**This gets pretty personal, so if you're expecting my usual up-beat kind of blog, you have been warned**
This week has been a real roller coaster. My emotions have been all over the place and my stress has been through the roof.
This was supposed to be my relaxing week.
I struggled through every day and did everything that needed to be done. Our lives are usually hectic, but this week was even more so because of Valentine's day parties at school (2 different days) and trying to fit in extra runs and studying.
Last night I got really angry with life. I was burnt out. I needed to vent and had no where to do it. I wrote a long, angry blog last night while fighting a serious urge to binge and then deleted it because it wasn't meant for anyone else to see.
I've struggled with binges a lot. I'm not sure what another person's definition of binge is, but mine are scary and mindless and not something I enjoy. I am a recovering bulimic. I'm not sure if I've ever mentioned it before on SP, but I started pulling myself out of that deep dark sh** hole about 12 years ago. I did it on my own because I had a bad time at a therapist and could never bring myself to try it again. It was hard. Those words don't even come close to describing how difficult it was. There are no words for it. I know some of you know what I'm talking about.
Anyway, it's been over 7 years since I stopped purging, but my struggle continued with bingeing for another 5 years. I've been big, scary binge free for about 2 years. I sometimes find it hard to believe. Most of the time I don't think about it. I am doing well with eating healthy and even when I overindulge I never go above 2500 calories. That's minor compared to what I used to do to myself.
That doesn't mean that the feelings aren't still there. They are. Just because they've gone into hiding doesn't mean they're gone. I think, much like any other addiction, they will always be there, and I will always have to be cautious.
Where am I going with this? Well, last night I just got fed up with everything. It has been a week of constant stress and tons of "little things" piling up, and I was just done. I had my hand on the Little Debbie's box (why is that in my house, anyway?), and I was ready to go into full-on binge mode. But, I stopped myself. I did something different. I wrote the angry blog and ate a small bowl of cheerios. Then I sat on the couch and asked myself what I really needed.

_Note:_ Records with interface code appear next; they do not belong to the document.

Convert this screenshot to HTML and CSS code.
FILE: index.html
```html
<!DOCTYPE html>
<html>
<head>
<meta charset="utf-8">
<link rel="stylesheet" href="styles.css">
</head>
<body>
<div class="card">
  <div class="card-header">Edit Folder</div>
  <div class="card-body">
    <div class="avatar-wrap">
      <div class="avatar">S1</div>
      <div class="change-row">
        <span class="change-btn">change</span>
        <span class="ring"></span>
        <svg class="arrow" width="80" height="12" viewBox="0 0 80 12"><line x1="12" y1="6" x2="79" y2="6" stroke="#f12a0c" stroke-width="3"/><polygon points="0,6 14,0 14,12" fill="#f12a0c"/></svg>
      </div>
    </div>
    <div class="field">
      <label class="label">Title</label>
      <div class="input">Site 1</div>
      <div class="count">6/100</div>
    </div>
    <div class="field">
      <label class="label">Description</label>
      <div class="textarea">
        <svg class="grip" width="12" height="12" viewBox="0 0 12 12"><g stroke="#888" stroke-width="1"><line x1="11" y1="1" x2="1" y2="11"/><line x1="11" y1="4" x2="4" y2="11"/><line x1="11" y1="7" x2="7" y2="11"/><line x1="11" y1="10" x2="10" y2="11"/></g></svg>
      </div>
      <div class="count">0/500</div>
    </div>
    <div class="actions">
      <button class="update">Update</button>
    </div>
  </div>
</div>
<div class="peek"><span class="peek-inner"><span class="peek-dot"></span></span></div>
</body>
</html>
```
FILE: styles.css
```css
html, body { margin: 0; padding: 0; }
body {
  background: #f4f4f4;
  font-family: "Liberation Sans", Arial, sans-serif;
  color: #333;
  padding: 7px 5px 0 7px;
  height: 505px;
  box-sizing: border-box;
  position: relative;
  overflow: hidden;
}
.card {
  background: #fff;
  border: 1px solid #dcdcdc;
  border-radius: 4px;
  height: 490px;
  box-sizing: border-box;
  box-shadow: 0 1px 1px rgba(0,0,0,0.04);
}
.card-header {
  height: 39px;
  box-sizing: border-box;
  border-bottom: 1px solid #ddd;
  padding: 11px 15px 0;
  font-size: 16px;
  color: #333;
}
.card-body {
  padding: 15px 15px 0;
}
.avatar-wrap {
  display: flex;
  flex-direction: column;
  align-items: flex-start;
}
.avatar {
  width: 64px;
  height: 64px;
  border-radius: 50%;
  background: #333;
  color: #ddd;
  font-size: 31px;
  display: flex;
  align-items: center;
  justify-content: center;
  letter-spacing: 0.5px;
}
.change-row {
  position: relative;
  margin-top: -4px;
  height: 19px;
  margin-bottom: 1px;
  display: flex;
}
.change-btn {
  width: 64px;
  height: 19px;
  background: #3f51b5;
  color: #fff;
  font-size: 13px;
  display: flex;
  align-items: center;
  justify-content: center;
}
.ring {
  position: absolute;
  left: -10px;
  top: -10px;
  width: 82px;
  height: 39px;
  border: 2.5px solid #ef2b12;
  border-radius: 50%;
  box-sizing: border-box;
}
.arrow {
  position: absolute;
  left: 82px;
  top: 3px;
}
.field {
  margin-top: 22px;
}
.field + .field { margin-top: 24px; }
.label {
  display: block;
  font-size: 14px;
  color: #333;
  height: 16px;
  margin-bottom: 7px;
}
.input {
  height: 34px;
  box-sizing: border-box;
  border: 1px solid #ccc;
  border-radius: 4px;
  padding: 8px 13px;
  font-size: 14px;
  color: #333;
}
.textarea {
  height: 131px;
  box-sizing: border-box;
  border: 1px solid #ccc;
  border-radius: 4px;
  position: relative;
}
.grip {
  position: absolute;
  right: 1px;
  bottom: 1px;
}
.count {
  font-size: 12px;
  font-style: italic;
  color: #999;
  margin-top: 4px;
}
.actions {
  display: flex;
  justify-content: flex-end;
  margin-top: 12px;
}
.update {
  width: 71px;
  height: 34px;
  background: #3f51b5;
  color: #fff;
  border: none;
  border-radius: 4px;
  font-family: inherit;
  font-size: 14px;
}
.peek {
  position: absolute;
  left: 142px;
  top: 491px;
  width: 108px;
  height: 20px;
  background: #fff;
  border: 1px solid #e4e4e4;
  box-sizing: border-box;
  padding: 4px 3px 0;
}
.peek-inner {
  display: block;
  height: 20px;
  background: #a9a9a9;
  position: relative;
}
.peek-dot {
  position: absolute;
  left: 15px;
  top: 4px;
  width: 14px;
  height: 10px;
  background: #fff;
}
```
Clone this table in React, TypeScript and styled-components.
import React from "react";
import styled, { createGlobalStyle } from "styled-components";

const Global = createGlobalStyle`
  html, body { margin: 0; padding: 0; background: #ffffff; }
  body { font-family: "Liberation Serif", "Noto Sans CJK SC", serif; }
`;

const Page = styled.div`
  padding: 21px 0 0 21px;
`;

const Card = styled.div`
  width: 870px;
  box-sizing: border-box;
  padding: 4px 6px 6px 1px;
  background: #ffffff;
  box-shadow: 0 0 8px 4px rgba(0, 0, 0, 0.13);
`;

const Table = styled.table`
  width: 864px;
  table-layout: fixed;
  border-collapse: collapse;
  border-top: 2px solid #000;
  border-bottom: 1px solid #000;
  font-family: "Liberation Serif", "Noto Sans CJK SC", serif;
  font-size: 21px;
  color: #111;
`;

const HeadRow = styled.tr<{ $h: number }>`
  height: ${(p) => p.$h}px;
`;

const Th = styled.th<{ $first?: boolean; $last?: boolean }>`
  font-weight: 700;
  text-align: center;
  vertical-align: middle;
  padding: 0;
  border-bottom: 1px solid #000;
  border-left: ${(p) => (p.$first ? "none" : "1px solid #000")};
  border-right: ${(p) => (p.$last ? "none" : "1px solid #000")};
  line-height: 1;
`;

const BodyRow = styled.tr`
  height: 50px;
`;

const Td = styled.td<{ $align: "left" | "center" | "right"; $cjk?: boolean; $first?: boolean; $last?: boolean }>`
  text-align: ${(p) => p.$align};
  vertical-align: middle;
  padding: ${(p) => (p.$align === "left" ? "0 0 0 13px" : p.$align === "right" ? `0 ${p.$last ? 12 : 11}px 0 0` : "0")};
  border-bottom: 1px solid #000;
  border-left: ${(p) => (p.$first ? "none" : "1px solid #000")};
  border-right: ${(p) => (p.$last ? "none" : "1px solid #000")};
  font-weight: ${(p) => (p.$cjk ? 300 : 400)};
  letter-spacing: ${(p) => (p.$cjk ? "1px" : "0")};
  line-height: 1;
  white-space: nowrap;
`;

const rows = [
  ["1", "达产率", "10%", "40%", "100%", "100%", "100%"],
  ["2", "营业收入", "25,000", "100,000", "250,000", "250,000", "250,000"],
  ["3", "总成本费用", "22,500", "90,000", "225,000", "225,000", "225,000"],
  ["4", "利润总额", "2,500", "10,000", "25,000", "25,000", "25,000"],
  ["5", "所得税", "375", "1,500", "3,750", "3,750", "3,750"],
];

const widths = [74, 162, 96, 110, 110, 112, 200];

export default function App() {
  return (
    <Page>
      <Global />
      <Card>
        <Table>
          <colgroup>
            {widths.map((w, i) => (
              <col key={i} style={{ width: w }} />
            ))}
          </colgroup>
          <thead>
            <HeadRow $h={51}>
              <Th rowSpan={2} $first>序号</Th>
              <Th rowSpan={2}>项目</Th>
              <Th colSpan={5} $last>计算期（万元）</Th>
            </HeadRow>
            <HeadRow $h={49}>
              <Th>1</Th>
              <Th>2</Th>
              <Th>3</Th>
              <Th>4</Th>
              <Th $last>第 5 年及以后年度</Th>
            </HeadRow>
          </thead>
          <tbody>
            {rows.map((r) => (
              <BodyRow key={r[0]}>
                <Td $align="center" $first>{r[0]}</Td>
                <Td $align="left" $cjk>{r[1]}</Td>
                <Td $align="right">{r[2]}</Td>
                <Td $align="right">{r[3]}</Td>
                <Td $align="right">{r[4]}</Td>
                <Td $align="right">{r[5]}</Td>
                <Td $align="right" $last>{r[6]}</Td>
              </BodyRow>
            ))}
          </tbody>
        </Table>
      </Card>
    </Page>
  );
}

Obviously I needed something. I'm a pretty happy, positive, upbeat kind of gal normally, and that person last night was old Em (and I can't stand that b----). Life has been hectic before. My family kind of thrives on it. Nothing major had happened to me or anyone I knew, and yet I was sad and angry and lonely.
It was fear. Plain and simple. I've taken on a couple big goals, and they both really started this week. I was trying to fit in extra runs as well as find time to study, which is almost impossible in my loud house with 2 young kids. I'm terrified to do these things and worried about what will happen if I fail. I've been keeping up a very positive, "I can and will do this" sort of attitude, but last night it fell apart. Everything I was feeling underneath came out, and it was time for me to deal with it.

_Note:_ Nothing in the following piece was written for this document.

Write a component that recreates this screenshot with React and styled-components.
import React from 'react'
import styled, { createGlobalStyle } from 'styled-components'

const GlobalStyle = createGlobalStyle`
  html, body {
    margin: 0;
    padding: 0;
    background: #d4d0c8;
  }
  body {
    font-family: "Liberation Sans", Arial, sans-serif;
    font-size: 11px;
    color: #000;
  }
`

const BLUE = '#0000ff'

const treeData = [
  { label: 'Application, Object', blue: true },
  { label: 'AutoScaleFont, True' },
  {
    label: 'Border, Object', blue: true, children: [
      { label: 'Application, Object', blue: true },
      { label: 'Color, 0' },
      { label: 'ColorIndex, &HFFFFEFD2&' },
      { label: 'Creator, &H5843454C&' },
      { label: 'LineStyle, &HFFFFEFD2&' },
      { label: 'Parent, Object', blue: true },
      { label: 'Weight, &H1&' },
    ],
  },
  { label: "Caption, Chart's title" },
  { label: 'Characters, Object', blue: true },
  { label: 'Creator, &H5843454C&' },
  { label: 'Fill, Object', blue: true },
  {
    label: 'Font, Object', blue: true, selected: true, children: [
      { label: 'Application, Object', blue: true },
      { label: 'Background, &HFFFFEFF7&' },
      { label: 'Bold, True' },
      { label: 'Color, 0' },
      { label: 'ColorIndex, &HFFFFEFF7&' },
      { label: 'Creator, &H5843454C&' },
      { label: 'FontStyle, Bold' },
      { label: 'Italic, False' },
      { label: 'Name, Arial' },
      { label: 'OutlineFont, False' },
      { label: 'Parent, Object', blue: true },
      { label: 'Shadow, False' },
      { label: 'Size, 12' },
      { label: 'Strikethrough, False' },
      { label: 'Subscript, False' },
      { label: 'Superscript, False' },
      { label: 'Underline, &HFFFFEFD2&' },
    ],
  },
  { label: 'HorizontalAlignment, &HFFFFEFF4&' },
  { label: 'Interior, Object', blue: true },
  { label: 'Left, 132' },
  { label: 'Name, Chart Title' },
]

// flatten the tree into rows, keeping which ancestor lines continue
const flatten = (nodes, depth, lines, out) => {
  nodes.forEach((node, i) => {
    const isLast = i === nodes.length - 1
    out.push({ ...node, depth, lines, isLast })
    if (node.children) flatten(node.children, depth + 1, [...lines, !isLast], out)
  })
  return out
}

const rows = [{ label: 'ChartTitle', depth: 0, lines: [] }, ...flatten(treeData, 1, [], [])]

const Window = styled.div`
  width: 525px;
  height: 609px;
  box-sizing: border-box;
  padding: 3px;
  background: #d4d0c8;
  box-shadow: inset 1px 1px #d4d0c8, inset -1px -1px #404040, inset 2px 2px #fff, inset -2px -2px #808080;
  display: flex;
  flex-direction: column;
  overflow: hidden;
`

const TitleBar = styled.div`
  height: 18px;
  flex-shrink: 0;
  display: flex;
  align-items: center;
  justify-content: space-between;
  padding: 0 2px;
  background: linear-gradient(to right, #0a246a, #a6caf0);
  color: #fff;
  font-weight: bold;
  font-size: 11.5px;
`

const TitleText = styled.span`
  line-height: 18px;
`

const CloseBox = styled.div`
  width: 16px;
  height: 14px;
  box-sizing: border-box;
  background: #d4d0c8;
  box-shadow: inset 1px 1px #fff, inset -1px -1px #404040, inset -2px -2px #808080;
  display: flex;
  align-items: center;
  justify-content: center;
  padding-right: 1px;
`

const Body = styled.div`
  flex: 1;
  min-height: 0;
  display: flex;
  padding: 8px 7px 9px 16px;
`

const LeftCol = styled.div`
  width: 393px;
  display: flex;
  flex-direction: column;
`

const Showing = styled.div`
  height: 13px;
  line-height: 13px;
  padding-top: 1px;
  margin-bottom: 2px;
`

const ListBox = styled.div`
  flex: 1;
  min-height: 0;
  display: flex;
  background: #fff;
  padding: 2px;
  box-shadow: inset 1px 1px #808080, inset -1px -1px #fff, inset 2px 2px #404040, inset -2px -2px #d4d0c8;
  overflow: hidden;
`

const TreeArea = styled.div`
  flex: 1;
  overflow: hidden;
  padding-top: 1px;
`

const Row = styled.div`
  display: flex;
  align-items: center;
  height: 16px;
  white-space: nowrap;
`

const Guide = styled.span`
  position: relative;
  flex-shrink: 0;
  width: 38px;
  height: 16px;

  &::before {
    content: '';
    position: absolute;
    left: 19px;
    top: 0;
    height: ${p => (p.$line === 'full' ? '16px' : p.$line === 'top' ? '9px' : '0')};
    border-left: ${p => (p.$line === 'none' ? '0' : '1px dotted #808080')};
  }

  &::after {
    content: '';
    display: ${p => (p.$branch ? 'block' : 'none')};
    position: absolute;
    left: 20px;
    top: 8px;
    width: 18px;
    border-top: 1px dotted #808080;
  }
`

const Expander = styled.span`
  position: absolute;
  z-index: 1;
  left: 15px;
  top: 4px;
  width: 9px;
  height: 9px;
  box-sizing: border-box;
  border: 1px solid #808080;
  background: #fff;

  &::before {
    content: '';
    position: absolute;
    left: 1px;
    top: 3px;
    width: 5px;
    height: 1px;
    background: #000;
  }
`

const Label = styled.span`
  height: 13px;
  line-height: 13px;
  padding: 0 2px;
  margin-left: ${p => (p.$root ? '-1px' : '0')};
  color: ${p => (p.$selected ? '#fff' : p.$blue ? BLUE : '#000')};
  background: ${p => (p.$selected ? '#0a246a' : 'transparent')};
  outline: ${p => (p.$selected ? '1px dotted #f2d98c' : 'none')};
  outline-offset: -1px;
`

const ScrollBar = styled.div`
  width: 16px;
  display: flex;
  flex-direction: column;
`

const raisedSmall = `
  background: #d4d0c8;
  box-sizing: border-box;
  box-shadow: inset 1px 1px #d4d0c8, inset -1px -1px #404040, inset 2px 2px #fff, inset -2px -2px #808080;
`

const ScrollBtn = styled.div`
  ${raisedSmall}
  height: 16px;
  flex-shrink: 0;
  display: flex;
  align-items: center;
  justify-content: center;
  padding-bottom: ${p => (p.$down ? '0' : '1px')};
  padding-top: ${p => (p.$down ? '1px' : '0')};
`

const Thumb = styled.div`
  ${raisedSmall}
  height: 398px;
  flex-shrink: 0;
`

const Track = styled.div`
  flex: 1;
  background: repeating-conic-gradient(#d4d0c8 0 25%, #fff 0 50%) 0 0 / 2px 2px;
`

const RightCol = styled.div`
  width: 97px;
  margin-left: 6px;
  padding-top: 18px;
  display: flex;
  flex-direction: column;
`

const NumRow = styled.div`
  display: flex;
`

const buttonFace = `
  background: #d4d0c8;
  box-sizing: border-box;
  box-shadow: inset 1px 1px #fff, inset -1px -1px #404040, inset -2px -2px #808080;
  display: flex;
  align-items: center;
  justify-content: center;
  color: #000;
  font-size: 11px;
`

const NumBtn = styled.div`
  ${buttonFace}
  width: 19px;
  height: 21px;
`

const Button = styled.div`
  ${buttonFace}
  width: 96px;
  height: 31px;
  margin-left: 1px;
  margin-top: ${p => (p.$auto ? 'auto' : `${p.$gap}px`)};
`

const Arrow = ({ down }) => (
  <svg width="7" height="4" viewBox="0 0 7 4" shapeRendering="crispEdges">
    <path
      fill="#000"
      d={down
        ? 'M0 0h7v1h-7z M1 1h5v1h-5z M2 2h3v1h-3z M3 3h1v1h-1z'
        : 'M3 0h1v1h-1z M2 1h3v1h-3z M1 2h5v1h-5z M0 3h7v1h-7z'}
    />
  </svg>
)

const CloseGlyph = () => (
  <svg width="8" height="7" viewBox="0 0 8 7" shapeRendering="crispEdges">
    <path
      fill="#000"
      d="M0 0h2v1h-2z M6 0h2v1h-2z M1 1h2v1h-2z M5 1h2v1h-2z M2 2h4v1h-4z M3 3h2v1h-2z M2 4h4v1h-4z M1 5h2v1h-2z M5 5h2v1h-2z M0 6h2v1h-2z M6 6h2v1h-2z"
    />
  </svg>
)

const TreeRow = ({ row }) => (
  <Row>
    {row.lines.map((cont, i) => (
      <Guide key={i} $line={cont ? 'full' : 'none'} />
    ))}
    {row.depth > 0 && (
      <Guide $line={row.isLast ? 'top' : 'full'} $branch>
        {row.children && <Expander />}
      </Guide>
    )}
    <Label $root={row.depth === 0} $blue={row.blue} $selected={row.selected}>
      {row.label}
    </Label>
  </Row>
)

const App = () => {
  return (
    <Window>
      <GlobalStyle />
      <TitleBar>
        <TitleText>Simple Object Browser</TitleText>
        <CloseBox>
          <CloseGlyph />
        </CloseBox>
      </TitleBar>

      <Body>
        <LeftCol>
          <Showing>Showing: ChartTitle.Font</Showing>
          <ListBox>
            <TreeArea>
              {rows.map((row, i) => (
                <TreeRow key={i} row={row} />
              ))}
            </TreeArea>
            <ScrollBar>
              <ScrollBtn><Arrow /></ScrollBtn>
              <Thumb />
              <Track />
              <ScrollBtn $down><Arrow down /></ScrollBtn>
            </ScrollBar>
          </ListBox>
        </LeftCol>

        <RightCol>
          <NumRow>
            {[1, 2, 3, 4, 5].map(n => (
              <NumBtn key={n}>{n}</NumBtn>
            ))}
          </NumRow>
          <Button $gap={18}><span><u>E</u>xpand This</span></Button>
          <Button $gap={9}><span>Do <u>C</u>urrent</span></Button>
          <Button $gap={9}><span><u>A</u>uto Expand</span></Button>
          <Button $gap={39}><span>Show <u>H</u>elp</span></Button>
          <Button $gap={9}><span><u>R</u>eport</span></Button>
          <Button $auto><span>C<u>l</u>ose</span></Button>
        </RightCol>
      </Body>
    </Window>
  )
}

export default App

What I needed was a plan. I used to be very organized - back when I only had college courses and theatre stuff to worry about. I'd almost forgotten what it was like to plan things a week in advance. So, after I calmed down and studied for a while, I made a plan for how to tackle the first part of this course. I planned it out day by day and gave myself assignments. As long as I stick to it, I will be fine. I also was smart and built in some wiggle room for the things that will inevitably come up to change this plan. I think it will work.
I am doing my best to work out something for marathon training, too. It's hard with everything else I do and the classes that I teach. I'm in pretty good shape, but there is a limit to how much exercise I can do in one day and still feel like I am giving my classes the best of me. I've found time for a shorter run, speed work, and a long run. That may need to be it for now. I know I should be doing more, but I have to make it work for my life.
So, I figured out what I needed. I didn't go back into the black hole. I can keep my no-binge streak going. I feel good about that. It really helped me to look at everything I've overcome. I tend to not think about it and always move forward, but sometimes it's good to look back. If I can survive bulimia, quit smoking/drinking/etc., and lose 80 pounds, I can definitely run a marathon and pass my trainer certification. I just needed a new plan and a better perspective.